The things you must know about Apple becoming 'less green'
This week, the Green Electronics Council announced that Apple will no longer submit any of its products to EPEAT, the Electronic Product Environmental Assessment Tool, for environmental rating, removing all of its products from the standardized green ratings system used by all US federal agencies.
Naturally, the subject of Apple rejecting compliance with anyone would generate a lot of discussion. However, there are some major pieces of information that get lost in the shuffle of news and the rush toward instant partisanship and polarization to sell a story. Below, we'll look at some of the basics of the story without dipping too far into the horribly overplayed "Apple vs. The World" trope that populates the Web.
What is EPEAT anyway?
The Green Electronics Council was formed in 2006, and EPEAT is its main program so far. It is a system that lets consumers compare and select the most environmentally friendly computers, notebooks, and monitors based on 51 different criteria that measure various qualities of energy efficiency and sustainability. Products are given a gold, silver, or bronze rating depending upon how they meet the various criteria.
In 2007, EPEAT got a major boost when Executive Order 13423, required 95 percent of electronic products purchased by the Federal government to be registered with EPEAT. Further, government agencies were ordered to "strive to purchase to EPEAT Silver rated electronic products or higher if available." This order was signed into law in 2009.
What are the EPEAT Criteria?
Computers and monitors are judged by the IEEE 1680 standard, and includes the categories: reduction/elimination of environmentally sensitive materials, materials selection, design for end of life, product longevity/life cycle extension, energy conservation, end of life management, corporate performance, and packaging. Standards are also being developed for imaging devices such as printers and copiers, television monitors, servers, and mobile devices such as smartphones and tablets.
Last March, four IEEE study groups introduced changes to the 1680.1 draft standard, which will change some issues to the EPEAT standard in the not too distant future.
What's Changing, and how does this apply to Apple?
Teardown experts iFixit recently declared the Retina Display-packing Macbook Pro was "The least repairable laptop we've taken apart," and Apple's svelte designs are leaving progressively less room for end user manipulation and customization.
Section 18.104.22.168 of the revised standard mandates "Easy disassembly of external enclosure." The criterion is pretty simple, "external enclosures shall be easily removable by one person alone with commonly available tools."
Apple uses proprietary "Pentalobe" screws to hold together the new iPhone and Macbooks, which immediately throws up a roadblock in compliance.
Furthermore, the non-removable batteries in Apple products present a compatibility problem with the new standard. Section 22.214.171.124 of the revised standard says circuit boards, batteries, and other components containing hazardous materials must be made safely and easily identifiable and removable, and the Lithium Polymer batteries of the new Macbooks are actually glued into the chassis. Once the case is opened, the fundamental structure is changed unless glue is re-introduced.

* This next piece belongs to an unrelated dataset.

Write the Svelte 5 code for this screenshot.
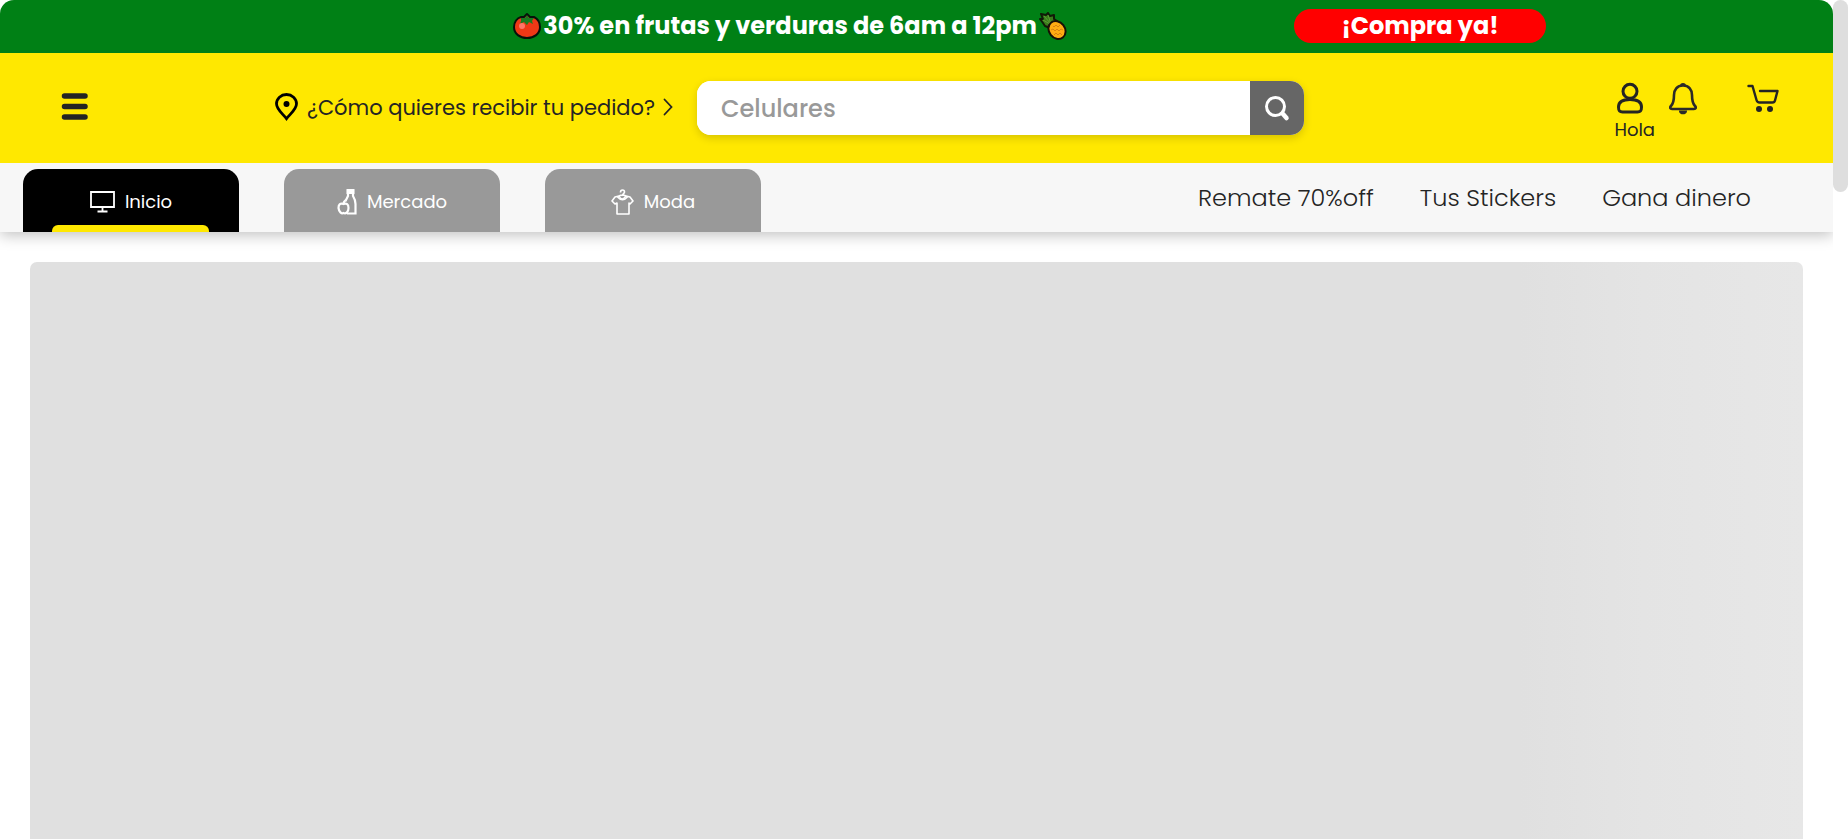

Does this mean Apple is no longer a "green" company?
Some of the other changes to the IEEE standard, including mandatory Energy Star compliance, and sound corporate and manufacturing environmental policy, are still met by Apple. Insofar as the company was green before, it's the same company now. Its engineering just does not meet the modularity and recycling standards of the IEEE.
What's more, the EPEAT standards for smartphones and tablets will not exist until the IEEE imaging, television, and server categories are completed first. Sadly, early documentation from the IEEE shows that these were intended to be introduced four years ago, and they are still a long way from completion.
How will this impact the public sector's use of Apple products?
Upon hearing that Apple no longer supported EPEAT, Jon Walton, Chief Information Officer for the city of San Francisco said all fifty of the city's agencies will no longer use taxpayer money to buy Apple products.
But apart from this kneejerk reaction, Apple products aren't going to be barred outright. EPEAT is a sort of "soft" requirement. That is to say, it is a law, but it does not apply to the whole federal government, and state-level general services commissions each have their own regulations to observe.
For example, my home state of Maryland requires all desktops, laptops, and computer monitors purchased or leased by state agencies to be rated as EPEAT silver or gold.
However, exceptions can be submitted by an agency's CIO to the Department of Information Technology for a case-by-case analysis. They simply must include a "clear justification of why the non-EPEAT registered product is required as opposed to similar products that are registered as EPEAT Gold or Silver."
Cases where agency-necessary software is OS X exclusive, for example, would be clear exceptions.
In five years, Apple has become a mobile powerhouse, propelling the BYOD (bring-your-own-device) movement in enterprise and business IT. The most common tools used in the workplace, therefore, are increasingly being done on the end user's personal gear with no procurement standards dictating how environmentally friendly it needs to be.
So, in short, if users absolutely must have Apple software, they might still be able to get Macs via exception, and if they want their iPhone or iPad at work, there is little to stop them from doing that, too.
In these cases, the onus for environmental responsibility falls on the user.